◆ **SHORT PROBLEM**: Go through the listing and write out all of it exactly.

++++ STORED DATA

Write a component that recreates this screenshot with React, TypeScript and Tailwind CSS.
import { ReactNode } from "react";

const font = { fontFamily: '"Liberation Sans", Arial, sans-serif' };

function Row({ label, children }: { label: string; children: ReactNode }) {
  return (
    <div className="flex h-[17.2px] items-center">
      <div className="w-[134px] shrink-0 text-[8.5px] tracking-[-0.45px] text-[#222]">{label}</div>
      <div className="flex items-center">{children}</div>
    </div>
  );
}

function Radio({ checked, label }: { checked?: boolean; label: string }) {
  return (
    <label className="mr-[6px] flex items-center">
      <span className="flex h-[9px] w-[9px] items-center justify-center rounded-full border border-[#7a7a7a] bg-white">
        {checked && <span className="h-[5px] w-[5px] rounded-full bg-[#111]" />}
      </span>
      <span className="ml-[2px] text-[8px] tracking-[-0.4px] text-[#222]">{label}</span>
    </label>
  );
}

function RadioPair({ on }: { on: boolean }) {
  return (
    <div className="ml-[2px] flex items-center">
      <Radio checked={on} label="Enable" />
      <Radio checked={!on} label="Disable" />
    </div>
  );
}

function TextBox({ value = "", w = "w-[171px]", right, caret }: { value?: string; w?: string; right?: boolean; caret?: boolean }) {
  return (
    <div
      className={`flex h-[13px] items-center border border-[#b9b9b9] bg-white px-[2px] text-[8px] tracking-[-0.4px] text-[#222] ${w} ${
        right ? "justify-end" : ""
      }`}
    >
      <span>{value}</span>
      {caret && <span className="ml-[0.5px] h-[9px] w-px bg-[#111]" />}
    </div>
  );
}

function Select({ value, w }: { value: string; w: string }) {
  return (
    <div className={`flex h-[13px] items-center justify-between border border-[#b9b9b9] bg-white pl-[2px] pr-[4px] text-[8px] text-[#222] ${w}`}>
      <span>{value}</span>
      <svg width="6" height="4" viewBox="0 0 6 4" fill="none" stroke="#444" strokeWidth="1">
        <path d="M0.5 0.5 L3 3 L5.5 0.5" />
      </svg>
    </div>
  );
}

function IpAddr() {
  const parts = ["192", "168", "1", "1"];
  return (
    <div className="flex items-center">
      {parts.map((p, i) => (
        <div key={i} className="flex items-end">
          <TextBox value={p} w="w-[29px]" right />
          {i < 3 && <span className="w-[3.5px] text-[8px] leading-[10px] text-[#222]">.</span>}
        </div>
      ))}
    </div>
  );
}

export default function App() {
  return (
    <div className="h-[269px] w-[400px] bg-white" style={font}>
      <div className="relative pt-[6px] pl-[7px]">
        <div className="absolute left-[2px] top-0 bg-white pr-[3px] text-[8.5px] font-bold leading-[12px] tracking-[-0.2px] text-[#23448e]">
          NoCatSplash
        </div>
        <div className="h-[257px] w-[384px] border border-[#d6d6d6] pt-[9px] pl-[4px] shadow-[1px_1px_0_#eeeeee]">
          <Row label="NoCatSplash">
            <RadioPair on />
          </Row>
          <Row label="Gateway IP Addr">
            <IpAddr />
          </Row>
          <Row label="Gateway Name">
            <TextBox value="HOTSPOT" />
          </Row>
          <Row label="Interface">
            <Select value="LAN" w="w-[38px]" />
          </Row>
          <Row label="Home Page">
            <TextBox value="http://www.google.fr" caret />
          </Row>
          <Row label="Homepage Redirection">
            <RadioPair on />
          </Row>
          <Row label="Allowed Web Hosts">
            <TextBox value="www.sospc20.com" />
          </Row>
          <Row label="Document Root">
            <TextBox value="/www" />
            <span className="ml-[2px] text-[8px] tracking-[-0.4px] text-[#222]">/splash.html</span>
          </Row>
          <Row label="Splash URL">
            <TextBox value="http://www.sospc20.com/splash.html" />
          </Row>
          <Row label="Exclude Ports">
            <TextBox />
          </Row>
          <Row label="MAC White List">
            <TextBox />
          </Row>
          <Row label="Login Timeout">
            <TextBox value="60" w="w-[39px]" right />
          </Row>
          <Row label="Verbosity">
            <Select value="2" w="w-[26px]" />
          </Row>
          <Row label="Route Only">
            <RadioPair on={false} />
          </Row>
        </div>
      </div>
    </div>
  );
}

++++++++

◆ **PROBLEM SOLUTION**:
Write a component that recreates this screenshot with React, TypeScript and Tailwind CSS.
import { ReactNode } from "react";

const font = { fontFamily: '"Liberation Sans", Arial, sans-serif' };

function Row({ label, children }: { label: string; children: ReactNode }) {
  return (
    <div className="flex h-[17.2px] items-center">
      <div className="w-[134px] shrink-0 text-[8.5px] tracking-[-0.45px] text-[#222]">{label}</div>
      <div className="flex items-center">{children}</div>
    </div>
  );
}

function Radio({ checked, label }: { checked?: boolean; label: string }) {
  return (
    <label className="mr-[6px] flex items-center">
      <span className="flex h-[9px] w-[9px] items-center justify-center rounded-full border border-[#7a7a7a] bg-white">
        {checked && <span className="h-[5px] w-[5px] rounded-full bg-[#111]" />}
      </span>
      <span className="ml-[2px] text-[8px] tracking-[-0.4px] text-[#222]">{label}</span>
    </label>
  );
}

function RadioPair({ on }: { on: boolean }) {
  return (
    <div className="ml-[2px] flex items-center">
      <Radio checked={on} label="Enable" />
      <Radio checked={!on} label="Disable" />
    </div>
  );
}

function TextBox({ value = "", w = "w-[171px]", right, caret }: { value?: string; w?: string; right?: boolean; caret?: boolean }) {
  return (
    <div
      className={`flex h-[13px] items-center border border-[#b9b9b9] bg-white px-[2px] text-[8px] tracking-[-0.4px] text-[#222] ${w} ${
        right ? "justify-end" : ""
      }`}
    >
      <span>{value}</span>
      {caret && <span className="ml-[0.5px] h-[9px] w-px bg-[#111]" />}
    </div>
  );
}

function Select({ value, w }: { value: string; w: string }) {
  return (
    <div className={`flex h-[13px] items-center justify-between border border-[#b9b9b9] bg-white pl-[2px] pr-[4px] text-[8px] text-[#222] ${w}`}>
      <span>{value}</span>
      <svg width="6" height="4" viewBox="0 0 6 4" fill="none" stroke="#444" strokeWidth="1">
        <path d="M0.5 0.5 L3 3 L5.5 0.5" />
      </svg>
    </div>
  );
}

function IpAddr() {
  const parts = ["192", "168", "1", "1"];
  return (
    <div className="flex items-center">
      {parts.map((p, i) => (
        <div key={i} className="flex items-end">
          <TextBox value={p} w="w-[29px]" right />
          {i < 3 && <span className="w-[3.5px] text-[8px] leading-[10px] text-[#222]">.</span>}
        </div>
      ))}
    </div>
  );
}

export default function App() {
  return (
    <div className="h-[269px] w-[400px] bg-white" style={font}>
      <div className="relative pt-[6px] pl-[7px]">
        <div className="absolute left-[2px] top-0 bg-white pr-[3px] text-[8.5px] font-bold leading-[12px] tracking-[-0.2px] text-[#23448e]">
          NoCatSplash
        </div>
        <div className="h-[257px] w-[384px] border border-[#d6d6d6] pt-[9px] pl-[4px] shadow-[1px_1px_0_#eeeeee]">
          <Row label="NoCatSplash">
            <RadioPair on />
          </Row>
          <Row label="Gateway IP Addr">
            <IpAddr />
          </Row>
          <Row label="Gateway Name">
            <TextBox value="HOTSPOT" />
          </Row>
          <Row label="Interface">
            <Select value="LAN" w="w-[38px]" />
          </Row>
          <Row label="Home Page">
            <TextBox value="http://www.google.fr" caret />
          </Row>
          <Row label="Homepage Redirection">
            <RadioPair on />
          </Row>
          <Row label="Allowed Web Hosts">
            <TextBox value="www.sospc20.com" />
          </Row>
          <Row label="Document Root">
            <TextBox value="/www" />
            <span className="ml-[2px] text-[8px] tracking-[-0.4px] text-[#222]">/splash.html</span>
          </Row>
          <Row label="Splash URL">
            <TextBox value="http://www.sospc20.com/splash.html" />
          </Row>
          <Row label="Exclude Ports">
            <TextBox />
          </Row>
          <Row label="MAC White List">
            <TextBox />
          </Row>
          <Row label="Login Timeout">
            <TextBox value="60" w="w-[39px]" right />
          </Row>
          <Row label="Verbosity">
            <Select value="2" w="w-[26px]" />
          </Row>
          <Row label="Route Only">
            <RadioPair on={false} />
          </Row>
        </div>
      </div>
    </div>
  );
}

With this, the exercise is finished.